As such, I've restricted myself to small fountains and whistling fireworks that don't shoot anything above 12 feet. This year I'm actually doing none.
But last night I watched rockets explode over my house and comforted my dog as she panted and panicked. And then I wrote this.
Tonight my other dog, who also has PTSD, will lose it and several times attack our other dog in his panic. I may or may not end up injured again breaking up the ensuing fight that happens every year, as he also ends up hurting himself in his cage.
So why do we still use fireworks? The only work they do is work against those who fought for us, and against (in some way) many of our citizens.


----------



## andy volkerts (Jul 4, 2016)

I feel your pain. But for different reasons, we lived in Stockton for many years and forty years ago our house caught fire due to some fool who set off a bottle rocket and it landed in a valley of the roof of our 1890 Victorian home, and it pretty much burned to the ground. We lost everything including my dads dog which was in the basement to be away from the noise. we were away luckily, as we were with friends in another town. I say luckily as we could have been in the house asleep when it burned. it was a very sad occasion when we arrived back two days later to the wreckage, and our neighbor said the fire had started about three in the morning according to the fire marshals statement. So I really do not have much use for the holiday, and feel that dangerous fireworks should not be sold anywhere in the country. But sadly I do not think much will change, so I hunker down with my cat and dog, and try to comfort them both as the insanity wears on..........Andy


----------



## botlguy (Jul 4, 2016)

Both of you have written very well presented feelings.
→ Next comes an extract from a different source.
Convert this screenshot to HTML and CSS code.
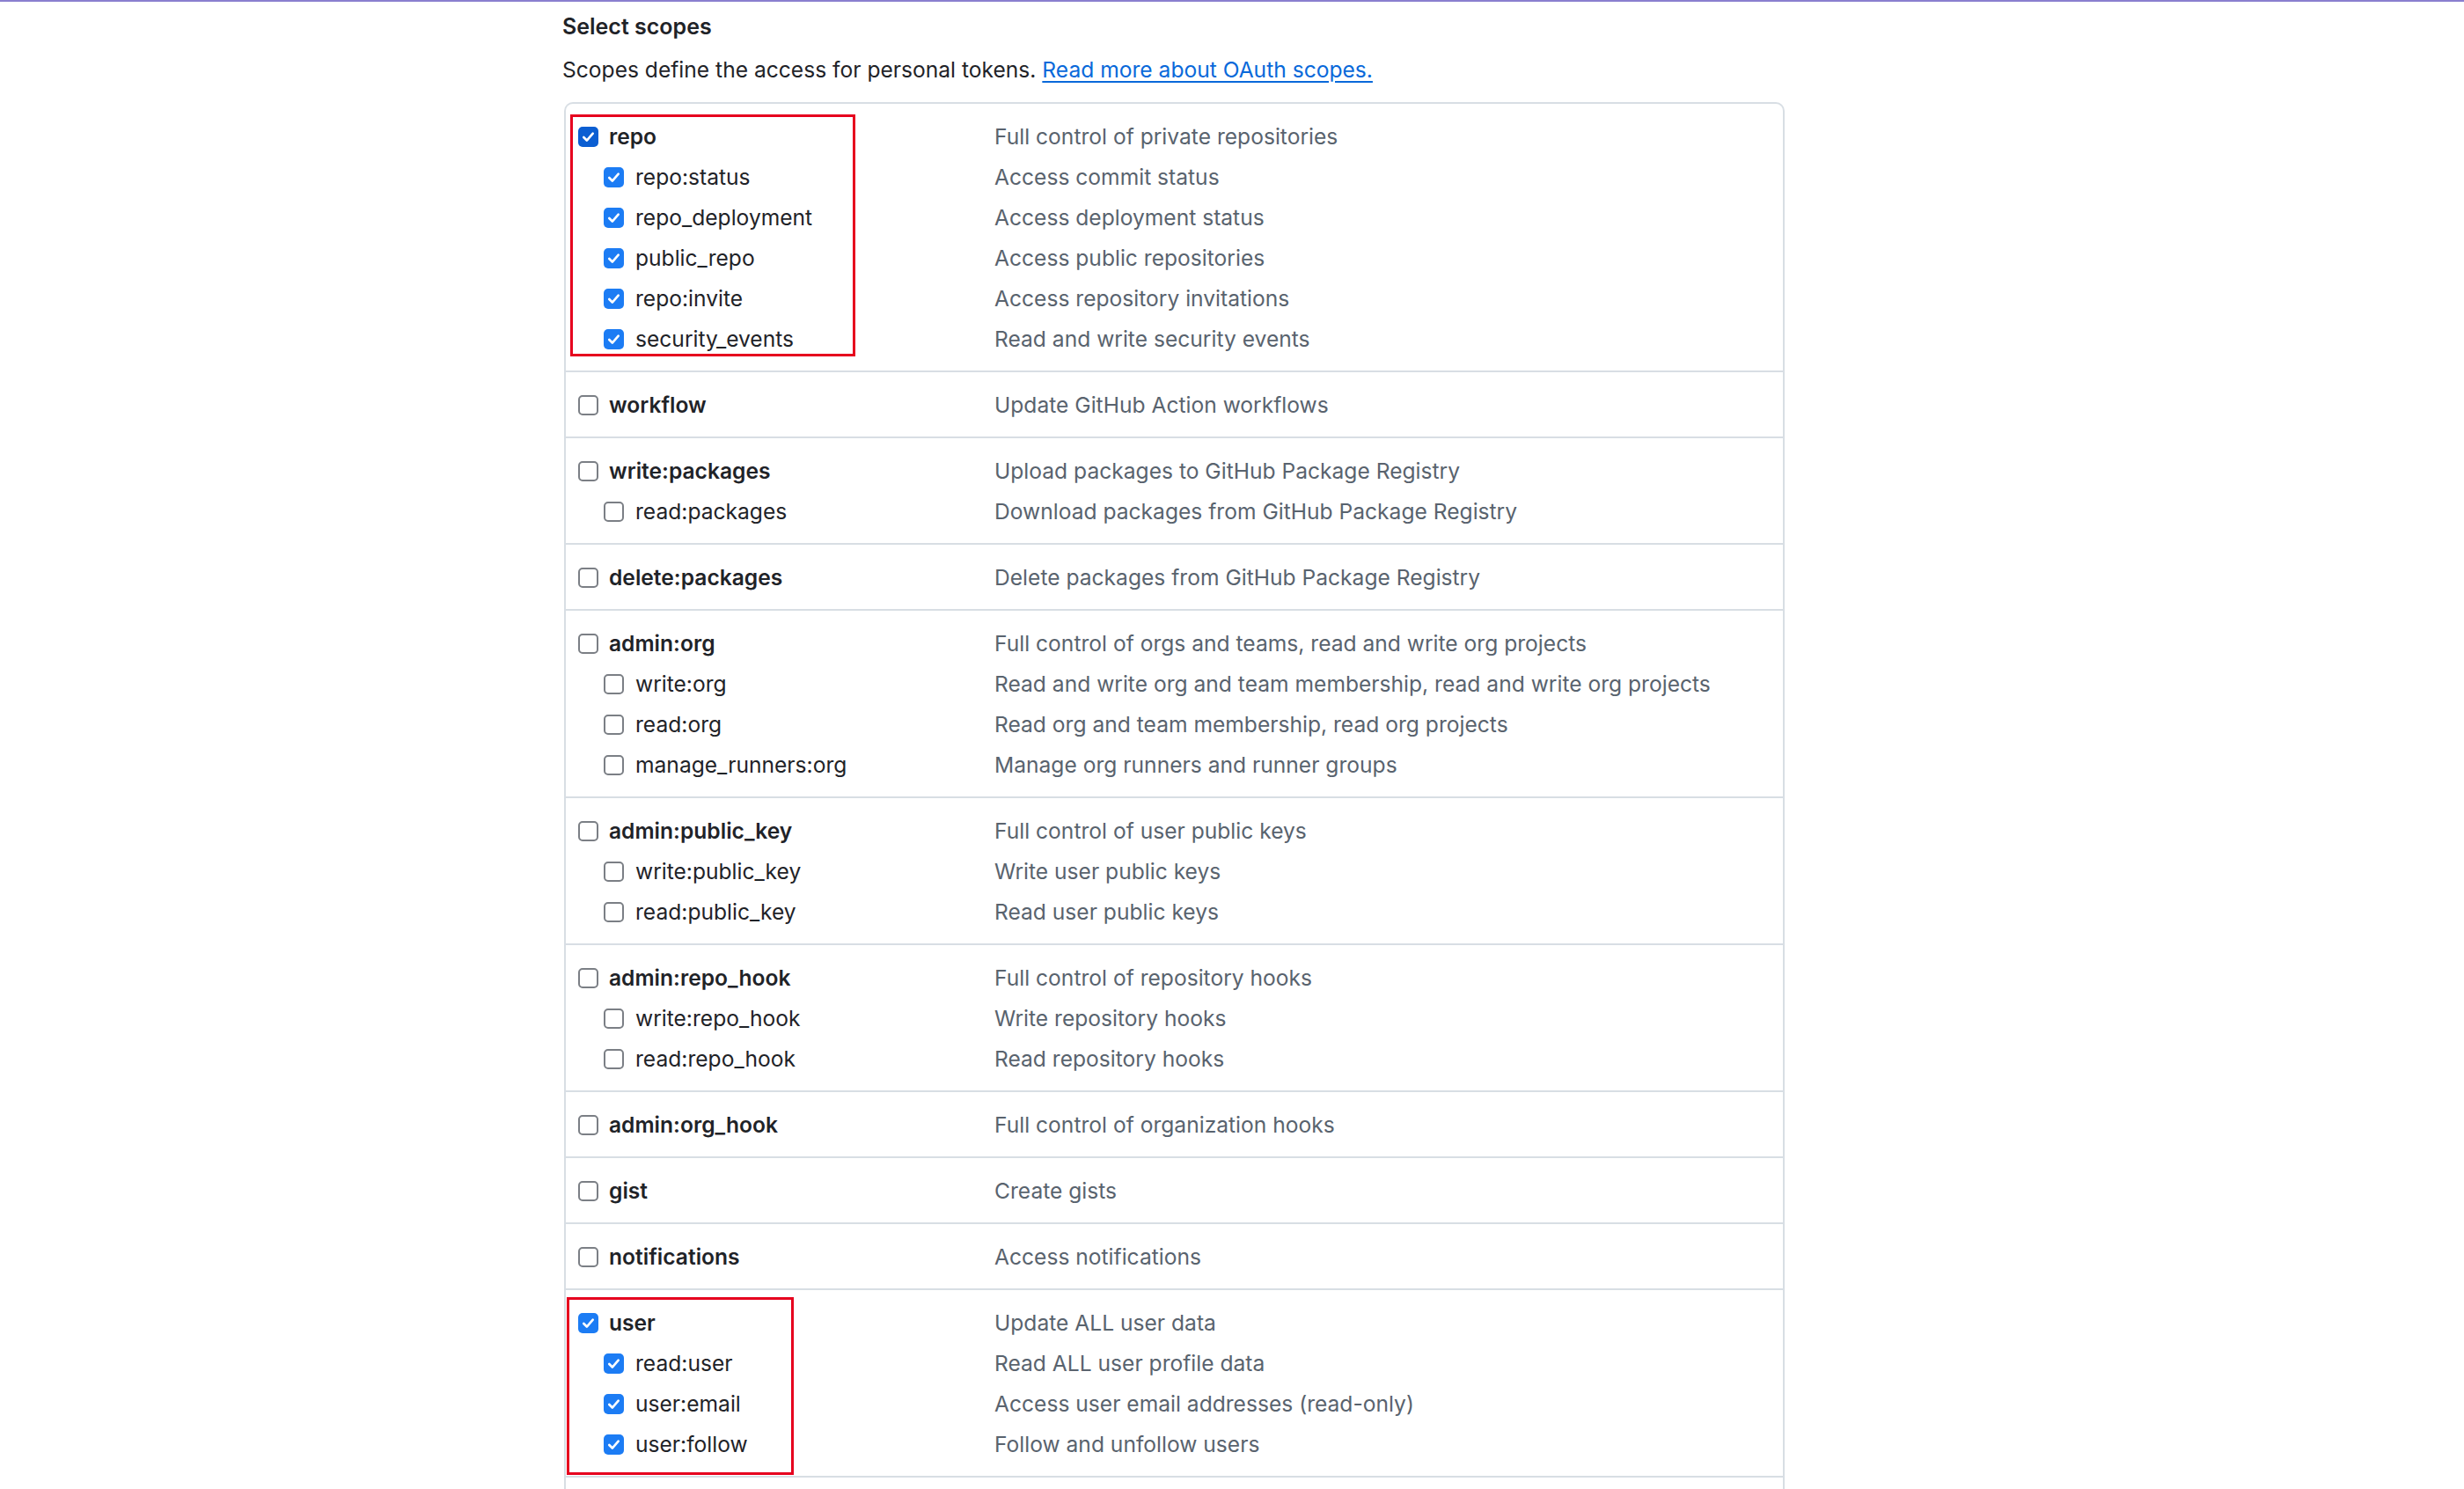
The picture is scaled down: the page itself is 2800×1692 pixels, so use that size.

I appreciate that. I won't try to top it and am sympathetic to your plight. I also stay home and comfort pets.
Jim


----------



## GLASSHOPPER55 (Jul 9, 2016)

Great comments all. Andy, that is terrible what happened to your house.

As a kid I loved shooting off fireworks, but now that I'm 60, I can't wait for the whole July 4th "noise" to be over.


----------



## OsiaBoyce (Jul 16, 2016)

I'm glad I'm me.......................really, and I like fireworks. Ol' SB seems like he'd be the one to take the fun out of everything......................like fireworks. Try this next year. Put your dogs up before the fireworks start. Buy a set of noise reducing headphones. Hide in the basement, or another 'safe spot'. Let the rest of us have or fun.

A dog w/ PTSD? Been in a war?


----------



## Robby Raccoon (Jul 16, 2016)

Osia, you clearly did not take time to read what I wrote. If you did, though, you seem to have a self-interest streak stronger than the normal person.


----------